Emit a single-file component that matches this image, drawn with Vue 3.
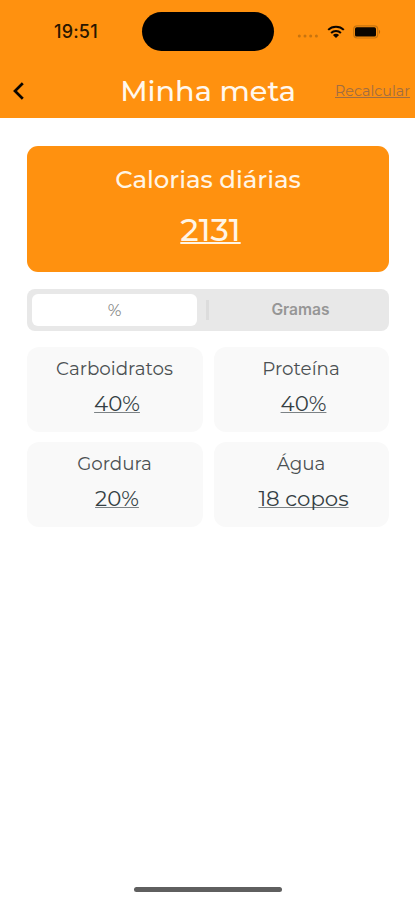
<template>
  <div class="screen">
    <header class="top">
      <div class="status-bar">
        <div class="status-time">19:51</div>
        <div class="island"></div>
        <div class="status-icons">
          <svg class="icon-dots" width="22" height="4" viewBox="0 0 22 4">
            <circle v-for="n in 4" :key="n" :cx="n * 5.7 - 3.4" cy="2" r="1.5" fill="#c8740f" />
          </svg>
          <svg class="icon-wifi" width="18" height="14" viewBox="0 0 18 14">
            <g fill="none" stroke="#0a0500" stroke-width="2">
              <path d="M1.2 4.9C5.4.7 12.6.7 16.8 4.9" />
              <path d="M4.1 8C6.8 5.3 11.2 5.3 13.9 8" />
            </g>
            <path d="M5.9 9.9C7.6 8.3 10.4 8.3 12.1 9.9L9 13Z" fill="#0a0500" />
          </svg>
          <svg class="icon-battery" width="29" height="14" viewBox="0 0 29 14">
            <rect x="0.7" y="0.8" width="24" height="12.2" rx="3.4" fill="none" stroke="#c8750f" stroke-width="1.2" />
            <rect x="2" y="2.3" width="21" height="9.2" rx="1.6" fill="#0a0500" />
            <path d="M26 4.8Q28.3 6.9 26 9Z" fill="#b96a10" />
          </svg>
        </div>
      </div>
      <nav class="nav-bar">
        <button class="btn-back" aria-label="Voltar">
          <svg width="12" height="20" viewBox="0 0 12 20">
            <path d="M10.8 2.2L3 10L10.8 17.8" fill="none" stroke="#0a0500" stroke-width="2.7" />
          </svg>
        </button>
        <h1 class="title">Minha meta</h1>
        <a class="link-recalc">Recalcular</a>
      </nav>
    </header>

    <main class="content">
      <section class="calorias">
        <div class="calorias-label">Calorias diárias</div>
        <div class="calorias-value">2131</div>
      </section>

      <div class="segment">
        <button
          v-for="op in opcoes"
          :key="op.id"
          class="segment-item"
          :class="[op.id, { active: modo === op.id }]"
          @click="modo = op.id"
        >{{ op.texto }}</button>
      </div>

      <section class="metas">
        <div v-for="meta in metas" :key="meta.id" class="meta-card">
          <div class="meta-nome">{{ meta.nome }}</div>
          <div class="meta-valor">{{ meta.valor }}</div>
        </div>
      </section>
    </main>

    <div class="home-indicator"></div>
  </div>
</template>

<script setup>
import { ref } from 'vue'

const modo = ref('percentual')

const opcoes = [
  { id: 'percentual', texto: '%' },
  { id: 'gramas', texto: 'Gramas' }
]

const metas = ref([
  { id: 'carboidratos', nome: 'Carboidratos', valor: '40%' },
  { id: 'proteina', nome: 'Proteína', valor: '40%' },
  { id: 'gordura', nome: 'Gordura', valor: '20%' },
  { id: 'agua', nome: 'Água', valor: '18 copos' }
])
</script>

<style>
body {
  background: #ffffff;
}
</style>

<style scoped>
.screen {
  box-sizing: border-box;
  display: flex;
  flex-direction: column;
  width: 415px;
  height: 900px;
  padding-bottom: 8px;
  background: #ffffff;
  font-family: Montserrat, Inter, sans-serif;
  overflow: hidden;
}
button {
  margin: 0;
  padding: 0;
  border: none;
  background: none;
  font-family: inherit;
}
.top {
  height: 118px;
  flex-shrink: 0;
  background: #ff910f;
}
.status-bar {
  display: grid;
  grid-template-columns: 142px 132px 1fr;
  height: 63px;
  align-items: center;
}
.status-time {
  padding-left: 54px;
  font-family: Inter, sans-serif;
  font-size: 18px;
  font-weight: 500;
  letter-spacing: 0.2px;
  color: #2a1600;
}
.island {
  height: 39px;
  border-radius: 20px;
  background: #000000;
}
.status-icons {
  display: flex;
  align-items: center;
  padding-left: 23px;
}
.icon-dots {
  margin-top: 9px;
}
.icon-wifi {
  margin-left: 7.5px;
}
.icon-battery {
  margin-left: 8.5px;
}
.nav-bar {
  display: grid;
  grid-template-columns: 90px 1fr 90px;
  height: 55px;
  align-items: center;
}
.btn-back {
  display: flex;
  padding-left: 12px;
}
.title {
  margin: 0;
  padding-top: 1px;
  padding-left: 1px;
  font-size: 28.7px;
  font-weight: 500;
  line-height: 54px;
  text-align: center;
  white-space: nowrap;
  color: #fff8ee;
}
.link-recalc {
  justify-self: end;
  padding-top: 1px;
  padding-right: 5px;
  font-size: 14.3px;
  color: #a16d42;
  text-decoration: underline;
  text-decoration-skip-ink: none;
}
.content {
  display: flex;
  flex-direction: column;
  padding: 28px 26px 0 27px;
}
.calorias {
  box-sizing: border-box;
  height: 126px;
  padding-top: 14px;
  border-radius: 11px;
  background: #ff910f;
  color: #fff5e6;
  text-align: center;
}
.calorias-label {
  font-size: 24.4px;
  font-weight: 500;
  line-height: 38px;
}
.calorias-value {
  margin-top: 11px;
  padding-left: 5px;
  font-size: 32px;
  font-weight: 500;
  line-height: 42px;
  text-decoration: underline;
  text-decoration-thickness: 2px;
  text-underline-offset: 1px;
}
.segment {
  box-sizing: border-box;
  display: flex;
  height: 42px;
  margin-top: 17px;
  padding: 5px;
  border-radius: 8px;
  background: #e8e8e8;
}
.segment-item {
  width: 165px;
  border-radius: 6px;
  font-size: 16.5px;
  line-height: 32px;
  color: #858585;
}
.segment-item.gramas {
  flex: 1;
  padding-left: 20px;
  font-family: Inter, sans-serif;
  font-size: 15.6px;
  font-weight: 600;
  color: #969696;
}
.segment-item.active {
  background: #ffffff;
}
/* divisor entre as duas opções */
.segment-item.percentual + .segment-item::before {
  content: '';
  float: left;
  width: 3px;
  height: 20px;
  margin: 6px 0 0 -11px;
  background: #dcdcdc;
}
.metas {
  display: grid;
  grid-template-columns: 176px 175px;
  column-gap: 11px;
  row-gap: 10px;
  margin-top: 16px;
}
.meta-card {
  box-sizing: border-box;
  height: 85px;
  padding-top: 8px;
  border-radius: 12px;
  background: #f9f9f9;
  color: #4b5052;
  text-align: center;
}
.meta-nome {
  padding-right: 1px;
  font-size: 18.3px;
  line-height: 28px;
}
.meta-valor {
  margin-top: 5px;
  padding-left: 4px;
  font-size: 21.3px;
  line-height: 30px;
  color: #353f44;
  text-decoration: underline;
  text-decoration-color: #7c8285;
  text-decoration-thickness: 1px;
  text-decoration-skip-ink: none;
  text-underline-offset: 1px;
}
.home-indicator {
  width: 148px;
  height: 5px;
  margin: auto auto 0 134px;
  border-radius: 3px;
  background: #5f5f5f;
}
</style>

> _What is asked_:
Transcribe each line above verbatim, with the pictures left out.

> _Problem solution_:
Emit a single-file component that matches this image, drawn with Vue 3.
<template>
  <div class="screen">
    <header class="top">
      <div class="status-bar">
        <div class="status-time">19:51</div>
        <div class="island"></div>
        <div class="status-icons">
          <svg class="icon-dots" width="22" height="4" viewBox="0 0 22 4">
            <circle v-for="n in 4" :key="n" :cx="n * 5.7 - 3.4" cy="2" r="1.5" fill="#c8740f" />
          </svg>
          <svg class="icon-wifi" width="18" height="14" viewBox="0 0 18 14">
            <g fill="none" stroke="#0a0500" stroke-width="2">
              <path d="M1.2 4.9C5.4.7 12.6.7 16.8 4.9" />
              <path d="M4.1 8C6.8 5.3 11.2 5.3 13.9 8" />
            </g>
            <path d="M5.9 9.9C7.6 8.3 10.4 8.3 12.1 9.9L9 13Z" fill="#0a0500" />
          </svg>
          <svg class="icon-battery" width="29" height="14" viewBox="0 0 29 14">
            <rect x="0.7" y="0.8" width="24" height="12.2" rx="3.4" fill="none" stroke="#c8750f" stroke-width="1.2" />
            <rect x="2" y="2.3" width="21" height="9.2" rx="1.6" fill="#0a0500" />
            <path d="M26 4.8Q28.3 6.9 26 9Z" fill="#b96a10" />
          </svg>
        </div>
      </div>
      <nav class="nav-bar">
        <button class="btn-back" aria-label="Voltar">
          <svg width="12" height="20" viewBox="0 0 12 20">
            <path d="M10.8 2.2L3 10L10.8 17.8" fill="none" stroke="#0a0500" stroke-width="2.7" />
          </svg>
        </button>
        <h1 class="title">Minha meta</h1>
        <a class="link-recalc">Recalcular</a>
      </nav>
    </header>

    <main class="content">
      <section class="calorias">
        <div class="calorias-label">Calorias diárias</div>
        <div class="calorias-value">2131</div>
      </section>

      <div class="segment">
        <button
          v-for="op in opcoes"
          :key="op.id"
          class="segment-item"
          :class="[op.id, { active: modo === op.id }]"
          @click="modo = op.id"
        >{{ op.texto }}</button>
      </div>

      <section class="metas">
        <div v-for="meta in metas" :key="meta.id" class="meta-card">
          <div class="meta-nome">{{ meta.nome }}</div>
          <div class="meta-valor">{{ meta.valor }}</div>
        </div>
      </section>
    </main>

    <div class="home-indicator"></div>
  </div>
</template>

<script setup>
import { ref } from 'vue'

const modo = ref('percentual')

const opcoes = [
  { id: 'percentual', texto: '%' },
  { id: 'gramas', texto: 'Gramas' }
]

const metas = ref([
  { id: 'carboidratos', nome: 'Carboidratos', valor: '40%' },
  { id: 'proteina', nome: 'Proteína', valor: '40%' },
  { id: 'gordura', nome: 'Gordura', valor: '20%' },
  { id: 'agua', nome: 'Água', valor: '18 copos' }
])
</script>

<style>
body {
  background: #ffffff;
}
</style>

<style scoped>
.screen {
  box-sizing: border-box;
  display: flex;
  flex-direction: column;
  width: 415px;
  height: 900px;
  padding-bottom: 8px;
  background: #ffffff;
  font-family: Montserrat, Inter, sans-serif;
  overflow: hidden;
}
button {
  margin: 0;
  padding: 0;
  border: none;
  background: none;
  font-family: inherit;
}
.top {
  height: 118px;
  flex-shrink: 0;
  background: #ff910f;
}
.status-bar {
  display: grid;
  grid-template-columns: 142px 132px 1fr;
  height: 63px;
  align-items: center;
}
.status-time {
  padding-left: 54px;
  font-family: Inter, sans-serif;
  font-size: 18px;
  font-weight: 500;
  letter-spacing: 0.2px;
  color: #2a1600;
}
.island {
  height: 39px;
  border-radius: 20px;
  background: #000000;
}
.status-icons {
  display: flex;
  align-items: center;
  padding-left: 23px;
}
.icon-dots {
  margin-top: 9px;
}
.icon-wifi {
  margin-left: 7.5px;
}
.icon-battery {
  margin-left: 8.5px;
}
.nav-bar {
  display: grid;
  grid-template-columns: 90px 1fr 90px;
  height: 55px;
  align-items: center;
}
.btn-back {
  display: flex;
  padding-left: 12px;
}
.title {
  margin: 0;
  padding-top: 1px;
  padding-left: 1px;
  font-size: 28.7px;
  font-weight: 500;
  line-height: 54px;
  text-align: center;
  white-space: nowrap;
  color: #fff8ee;
}
.link-recalc {
  justify-self: end;
  padding-top: 1px;
  padding-right: 5px;
  font-size: 14.3px;
  color: #a16d42;
  text-decoration: underline;
  text-decoration-skip-ink: none;
}
.content {
  display: flex;
  flex-direction: column;
  padding: 28px 26px 0 27px;
}
.calorias {
  box-sizing: border-box;
  height: 126px;
  padding-top: 14px;
  border-radius: 11px;
  background: #ff910f;
  color: #fff5e6;
  text-align: center;
}
.calorias-label {
  font-size: 24.4px;
  font-weight: 500;
  line-height: 38px;
}
.calorias-value {
  margin-top: 11px;
  padding-left: 5px;
  font-size: 32px;
  font-weight: 500;
  line-height: 42px;
  text-decoration: underline;
  text-decoration-thickness: 2px;
  text-underline-offset: 1px;
}
.segment {
  box-sizing: border-box;
  display: flex;
  height: 42px;
  margin-top: 17px;
  padding: 5px;
  border-radius: 8px;
  background: #e8e8e8;
}
.segment-item {
  width: 165px;
  border-radius: 6px;
  font-size: 16.5px;
  line-height: 32px;
  color: #858585;
}
.segment-item.gramas {
  flex: 1;
  padding-left: 20px;
  font-family: Inter, sans-serif;
  font-size: 15.6px;
  font-weight: 600;
  color: #969696;
}
.segment-item.active {
  background: #ffffff;
}
/* divisor entre as duas opções */
.segment-item.percentual + .segment-item::before {
  content: '';
  float: left;
  width: 3px;
  height: 20px;
  margin: 6px 0 0 -11px;
  background: #dcdcdc;
}
.metas {
  display: grid;
  grid-template-columns: 176px 175px;
  column-gap: 11px;
  row-gap: 10px;
  margin-top: 16px;
}
.meta-card {
  box-sizing: border-box;
  height: 85px;
  padding-top: 8px;
  border-radius: 12px;
  background: #f9f9f9;
  color: #4b5052;
  text-align: center;
}
.meta-nome {
  padding-right: 1px;
  font-size: 18.3px;
  line-height: 28px;
}
.meta-valor {
  margin-top: 5px;
  padding-left: 4px;
  font-size: 21.3px;
  line-height: 30px;
  color: #353f44;
  text-decoration: underline;
  text-decoration-color: #7c8285;
  text-decoration-thickness: 1px;
  text-decoration-skip-ink: none;
  text-underline-offset: 1px;
}
.home-indicator {
  width: 148px;
  height: 5px;
  margin: auto auto 0 134px;
  border-radius: 3px;
  background: #5f5f5f;
}
</style>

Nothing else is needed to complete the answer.